How should I think about iOS attribution after ATT?

The deterministic IDFA is gone for most iOS users since iOS 14.5, so the device-ID join that Android still uses no longer works. SKAdNetwork is the deterministic replacement and returns conversion postbacks with limited campaign granularity and a delay. The standard iOS pipeline blends SKAN postbacks with fingerprint matching for the opted-out population and accepts a higher organic share than Android. Any iOS attribution table should carry a match_type column so dashboards can filter by confidence.

What attribution window should I use?

Twenty-four hours for click attribution is the industry default and a defensible interview answer. Seven days is acceptable for view-through and retargeting where the cycle is longer. Anything beyond seven days credits installs to clicks the user does not remember and inflates channels that show ads to already-engaged users. Measure the actual click-to-install distribution in your own data and pick the window that captures ninety to ninety-five percent of installs.

What counts as organic in the attribution table?

By convention, an install with no matching click in the window is labelled organic. The label is not strictly accurate — the bucket includes App Store search, word-of-mouth installs, users who declined ATT with no matching SKAN postback, and clicks the tracker failed to log — but it is the universal convention. The right move is to track the absolute organic install count over time and dig in when it moves.

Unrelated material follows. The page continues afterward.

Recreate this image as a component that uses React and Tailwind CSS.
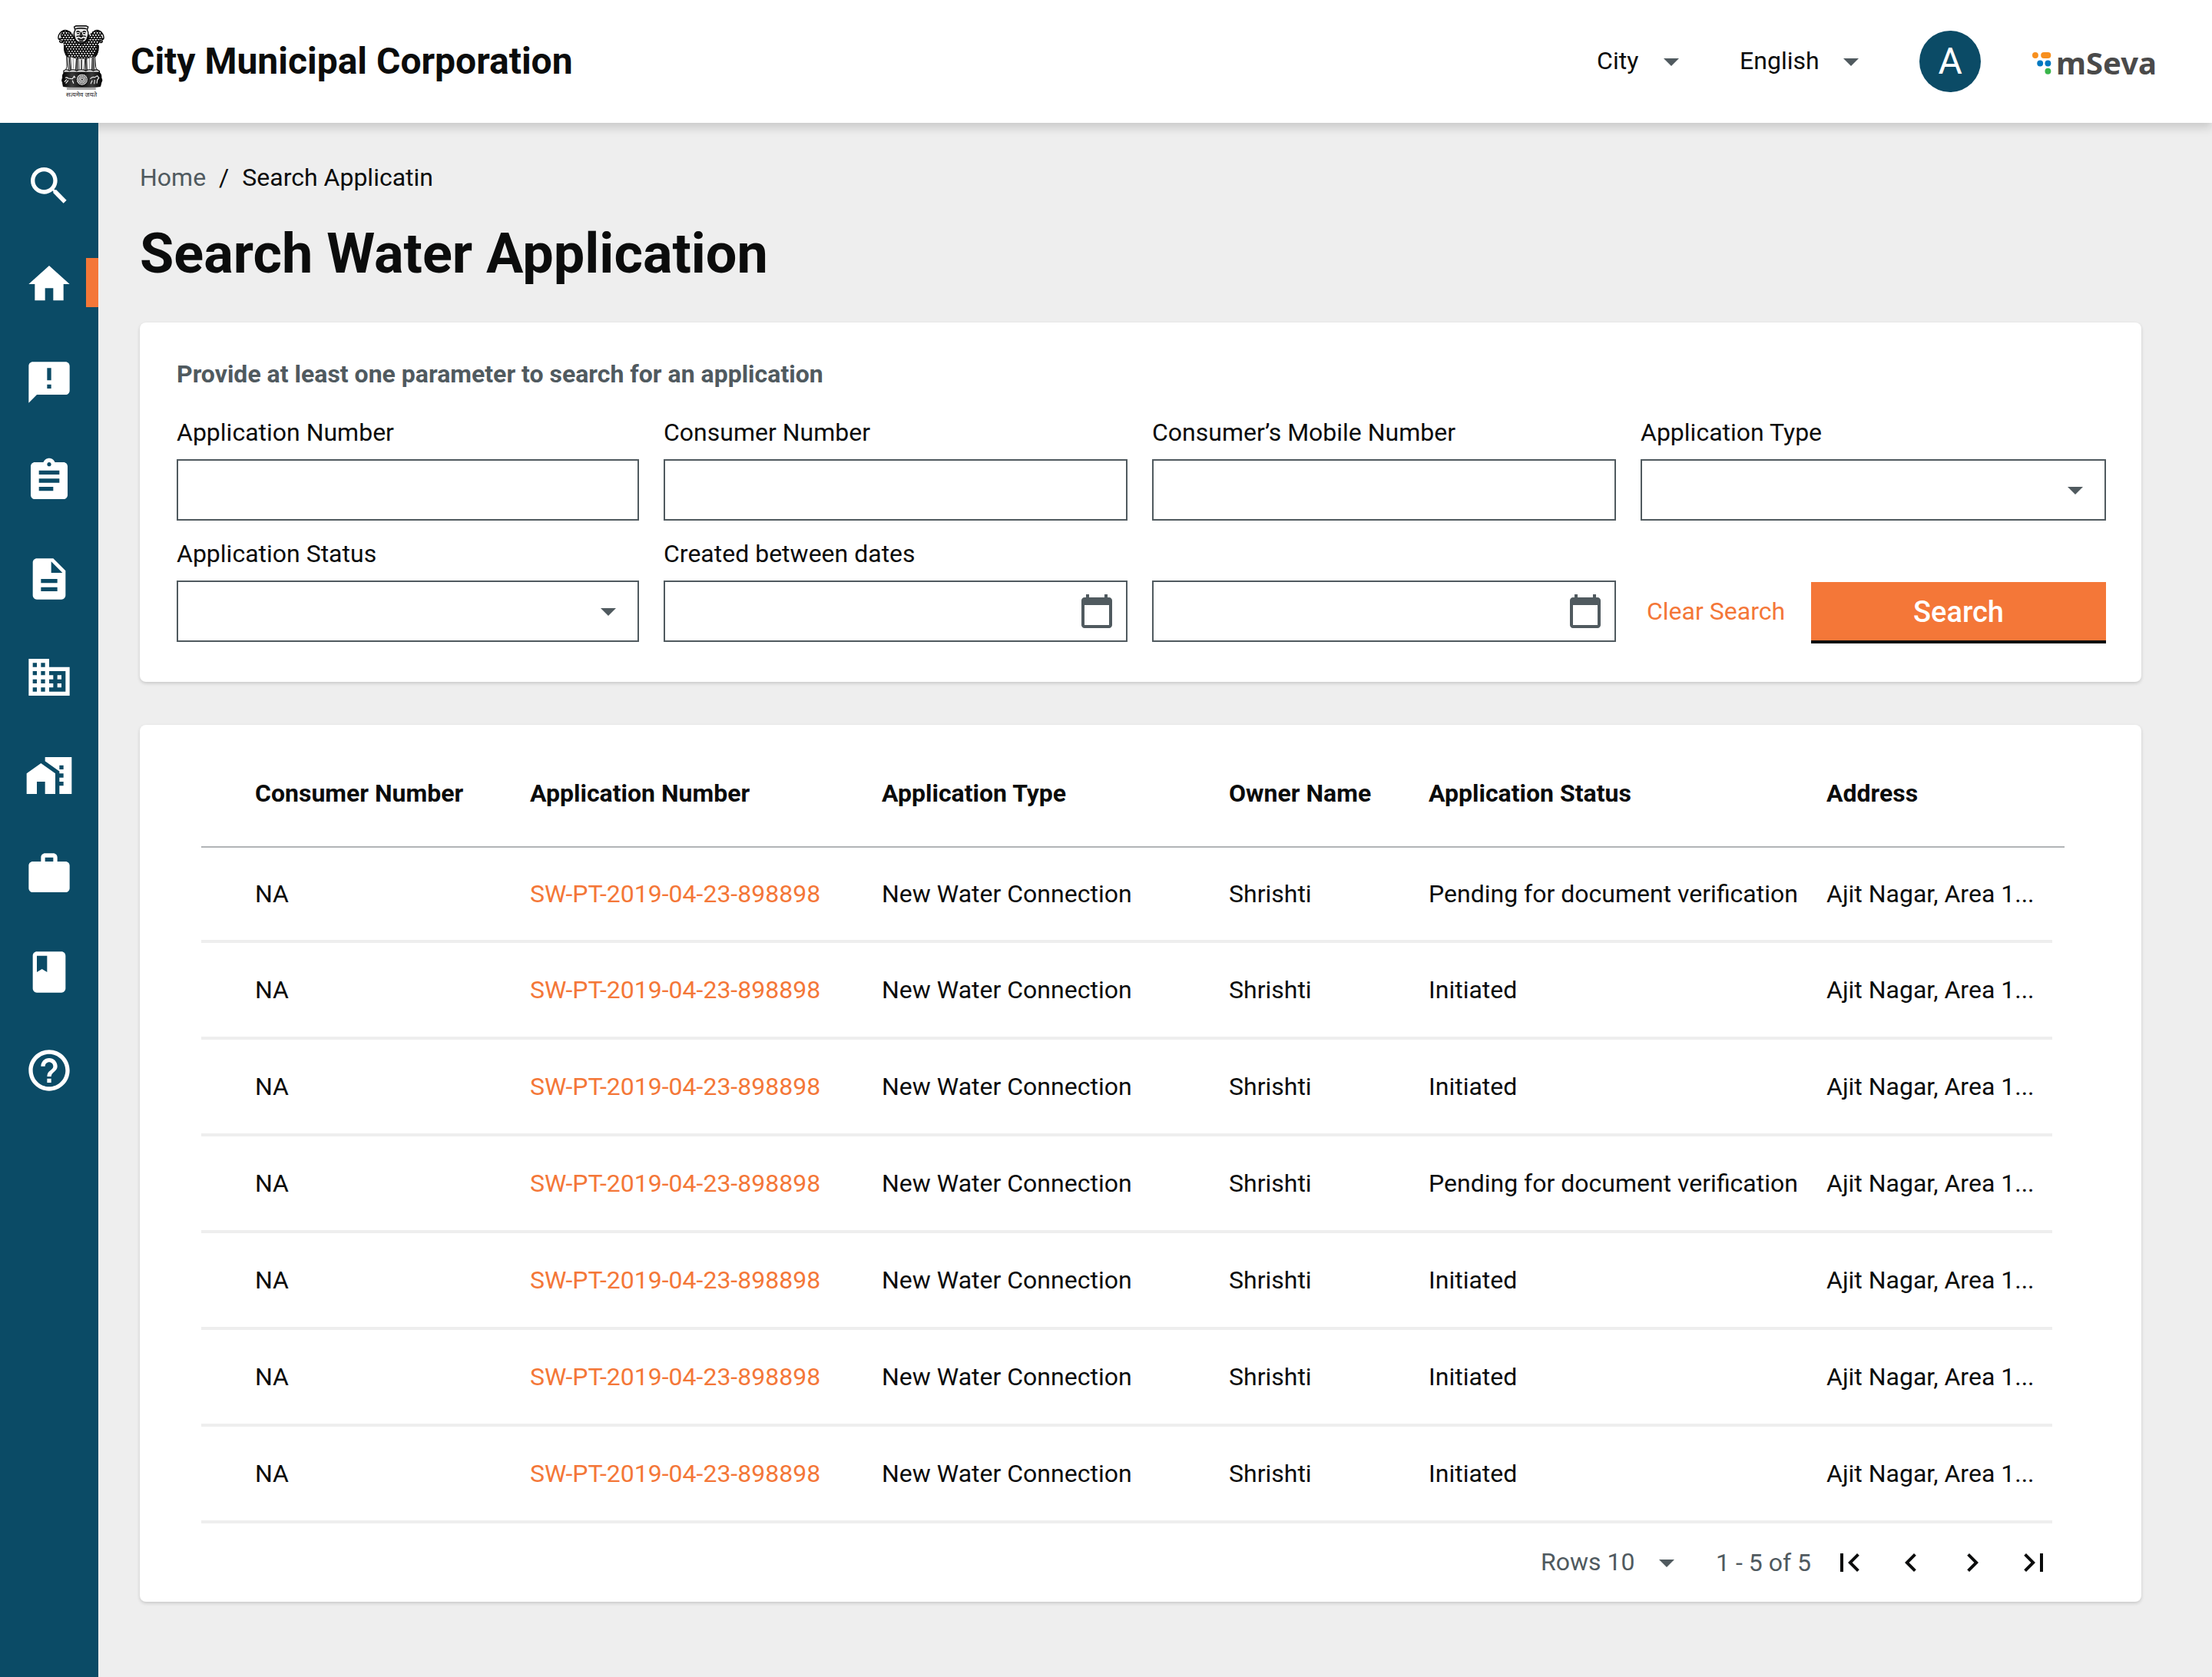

How does install attribution connect to CAC?

CAC is total paid spend divided by attributed installs at the channel level, and the denominator comes directly from the table above. A leaky attribution pipeline inflates organic share, deflates paid installs, and produces a CAC number that looks worse than reality. When CAC moves unexpectedly, audit the attribution table first — match rates by channel, organic share over time, and the click-to-install window distribution. Most CAC anomalies are attribution bugs, not real performance changes.